Please count the lines in the listing below where the word "Tailwind" appears. Give the number only.

--- DATA EXTRACT ---

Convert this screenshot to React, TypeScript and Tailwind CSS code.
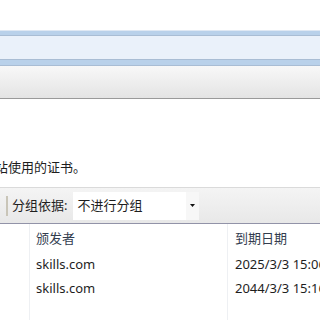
import React from "react";

const font = { fontFamily: '"Noto Sans", "Noto Sans CJK SC", sans-serif' };

function ListRow({ issuer, expires }: { issuer: string; expires: string }) {
  return (
    <div className="flex h-[24px] items-center text-[13px] text-[#1e1e1e]">
      <div className="w-[30px] shrink-0" />
      <div className="w-[198px] shrink-0 pl-[6px]">{issuer}</div>
      <div className="whitespace-nowrap pl-[7px]">{expires}</div>
    </div>
  );
}

export default function App() {
  return (
    <div className="flex h-[320px] w-[320px] flex-col overflow-hidden bg-white" style={font}>
      <div className="h-[30px] shrink-0 bg-white" />
      <div className="h-px shrink-0 bg-[#dfe8f3]" />
      <div className="h-[4px] shrink-0 bg-[#b9d1ea]" />
      <div className="h-px shrink-0 bg-[#a9bdd4]" />
      <div className="h-[23px] shrink-0 bg-[#eaf1fa]" />
      <div className="h-px shrink-0 bg-[#a9bdd4]" />
      <div className="h-[5px] shrink-0 bg-[#b9d1ea]" />
      <div className="h-px shrink-0 bg-[#a9bdd4]" />
      <div className="h-[32px] shrink-0 bg-gradient-to-b from-[#f8f8f8] to-[#e4e4e4]" />
      <div className="h-px shrink-0 bg-[#9a9a9a]" />
      <div className="flex h-[88px] shrink-0 items-end pb-[12px]">
        <p className="-ml-[5px] whitespace-nowrap text-[13px] leading-[16px] text-[#1e1e1e]">站使用的证书。</p>
      </div>
      <div className="h-px shrink-0 bg-[#dadada]" />
      <div className="flex h-[35px] shrink-0 items-center bg-gradient-to-b from-[#f4f4f4] to-[#e8e8e8]">
        <div className="ml-[6px] h-[20px] w-[2px] bg-[#c9c5b8]" />
        <span className="ml-[4px] text-[13px] text-[#1e1e1e]">分组依据:</span>
        <div className="ml-[6px] flex h-[28px] w-[126px] items-center bg-white">
          <span className="flex-1 pl-[4px] text-[13px] text-[#1e1e1e]">不进行分组</span>
          <div className="flex h-full w-[13px] items-center justify-center bg-[#f7f7f7]">
            <svg width="5" height="3" viewBox="0 0 5 3">
              <path d="M0 0h5L2.5 3z" fill="#111" />
            </svg>
          </div>
        </div>
      </div>
      <div className="h-px shrink-0 bg-[#9293a8]" />
      <div className="relative flex-1">
        <div className="absolute bottom-0 left-[29px] top-0 w-px bg-[#eef0f3]" />
        <div className="absolute bottom-0 left-[227px] top-0 w-px bg-[#eef0f3]" />
        <div className="flex h-[29px] items-center text-[13px] text-[#333d4f]">
          <div className="w-[30px] shrink-0" />
          <div className="w-[198px] shrink-0 pl-[6px]">颁发者</div>
          <div className="pl-[7px]">到期日期</div>
        </div>
        <ListRow issuer="skills.com" expires="2025/3/3 15:06" />
        <ListRow issuer="skills.com" expires="2044/3/3 15:16" />
      </div>
    </div>
  );
}
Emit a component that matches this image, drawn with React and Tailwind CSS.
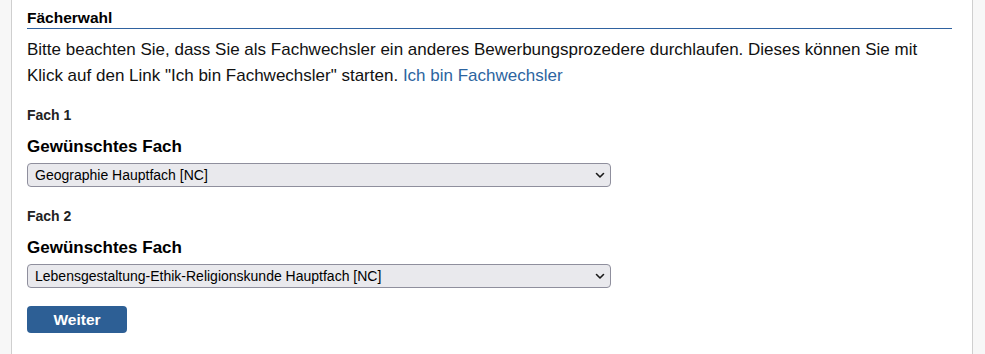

---

WRITTEN SOLUTION: 2